Thursday, November 1, 2007

Year-End Forecast Questions Clarified

A friend of mine asked for some further clarification in my recent year-end forecast entry about the nature of the EMC-long/VMW-short trade and to describe "cracking spreads". The following is the clarification.

EMC/VMW Long-Short Trade

VMWare is a company that EMC bought a while back. It is the market leader in server virtualization. EMC sold 14% of the company in an IPO about 2 months ago and retained 86%. The reason for the IPO was that VMWare is growing very rapidly and the value of VMWare was not being fully reflected into EMC’s share price.

VMWare’s IPO price was about $30/share. VMWare closed today at $122, a gain of over 400%. In the same period since the IPO EMC is only up about 20%. In fact, VMWare’s current market cap is about the same as EMC’s. This means that you can buy a share of EMC, get all of EMC’s businesses, and essentially get VMWare for free.

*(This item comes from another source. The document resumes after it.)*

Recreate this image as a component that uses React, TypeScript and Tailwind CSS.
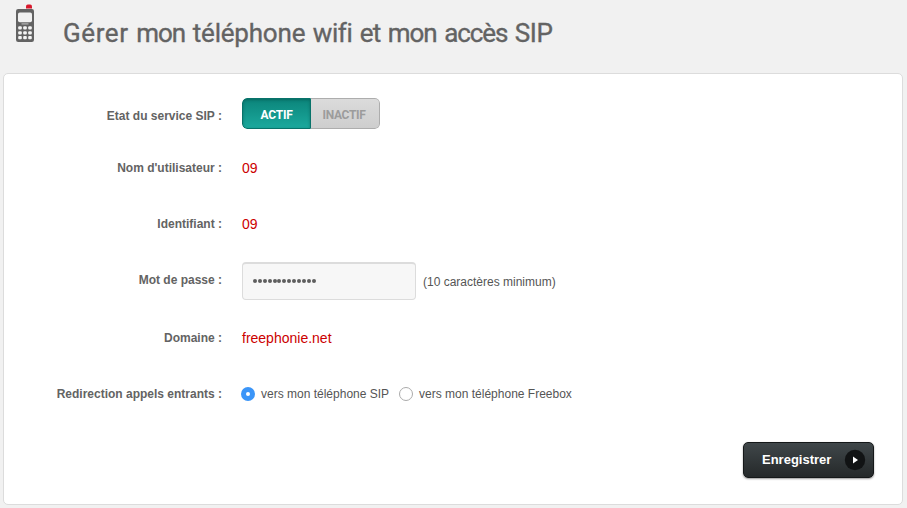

So what professional traders are doing is buying EMC and selling short VMWare. That trade should work. EMC should move up to take into account the value of its 86% ownership in VMWare. There is no question that VMWare is overextended on any valuation basis and is being pushed up by momentum traders. Shorting VMWare should be a sure thing, but it keeps going higher, crushing the shorts. Meanwhile EMC continues to lag behind.

Refiner Cracking Spreads

One of the key components in a refinery is the hydrocracker. The hydrocracker is what separates the raw crude into the different components that can then be further refined into finished goods (gasoline, heating oil, etc.) The cracker is usually the most significant constraint on throughput in a refinery.

The “crack spread” or “cracking spread” is the difference between the cost of the inputs (a barrel of oil) and the price of selling the outputs (gasoline). Right now oil prices are at an all time high, but gas prices have not moved up the same amount. That squeezes the refiner’s margins. When the spread widens the refiners basically print money as it all falls straight to the bottom line.

This is why the refiners went on a tear late winter and early spring this year. The crack spreads were at an all time high. Since then the crack spread have continued to narrow. Right now is what is called “shoulder season” for the refiners. The high demand for gas from the summer driving season has passed while the winter demand for heating oil has not picked up yet.

All of this is why Exxon Mobile got killed today, down about $3.50. They reported disappointing earnings before the bell largely due to margin pressures on their refining business. It seems a bit counterintuitive, but high oil prices can actually hurt the big, integrated oil companies (those companies that both produce oil, refine it, and sell it through retail outlets).

Disclosure: at the time of this post the author was long EMC and short XOM, USO.